When Option 3 was first presented on Feb. 12 as one of four avenues to pursue, Pelletier priced it at about $8,876,000, or $776,000 over budget. Only one option was less expensive at the time and would have included the full cafeteria renovation and an added band and chorus room, but no gymnasium expansion and no auditorium. The projected cost for this route was $8,260,000.

Since February, Thiboutot has presented councilors and school board members with vague updates about cutting costs to make Option 3 less than $8.1 million. These mostly consisted of reports that there has been a flurry of emails among the architect, the construction manager, teachers, administrators and members of the building committee concerning “value engineering” and ways to cut costs while still meeting the needs of the educators and students who will use the spaces.

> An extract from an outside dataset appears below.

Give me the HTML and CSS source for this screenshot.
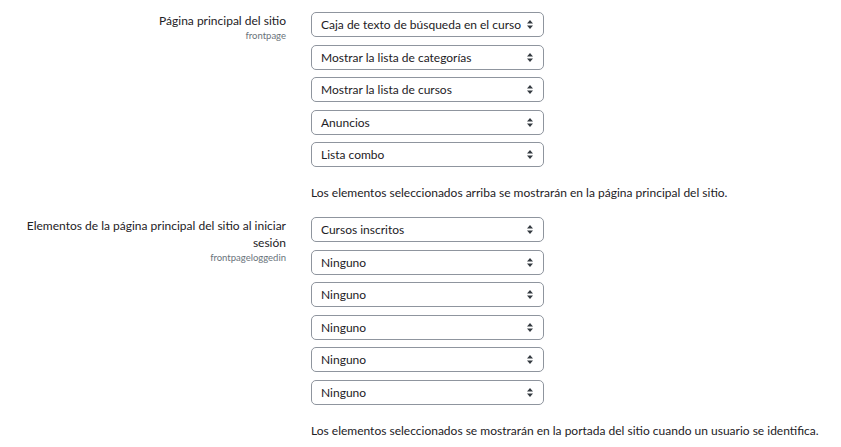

Fletcher repeatedly has asked for more detailed information, voicing concern that “we haven’t gotten definitive answers.”

Thiboutot defended his previous communications by noting that “this has been a back and forth process, and while discussions were ongoing it was not possible to characterize or summarize them, other than to indicate that we were still working our way through the issues in an effort to arrive at a result that was solid enough to be ready to share.”

Fletcher said that the details given Friday morning provided some sense of relief.

“I think it’s important to have open and honest communications,” he told the Morning Sentinel. “I think it’s good news that the project can move forward and that they’ve arrived at this point. Hopefully going forward there will be no more surprises and we’ll get the right management structure in place. We don’t have time and we don’t have a lot of money. We’re in the process of working through a challenging budget, which will probably involve raising the mil rate. That’s all a part of it in my mind. We really did have a major issue, and I was concerned that the voters were told something (false) last June. I don’t know if they’re going to be totally pleased with the (new plan), but we have to be honest with them.”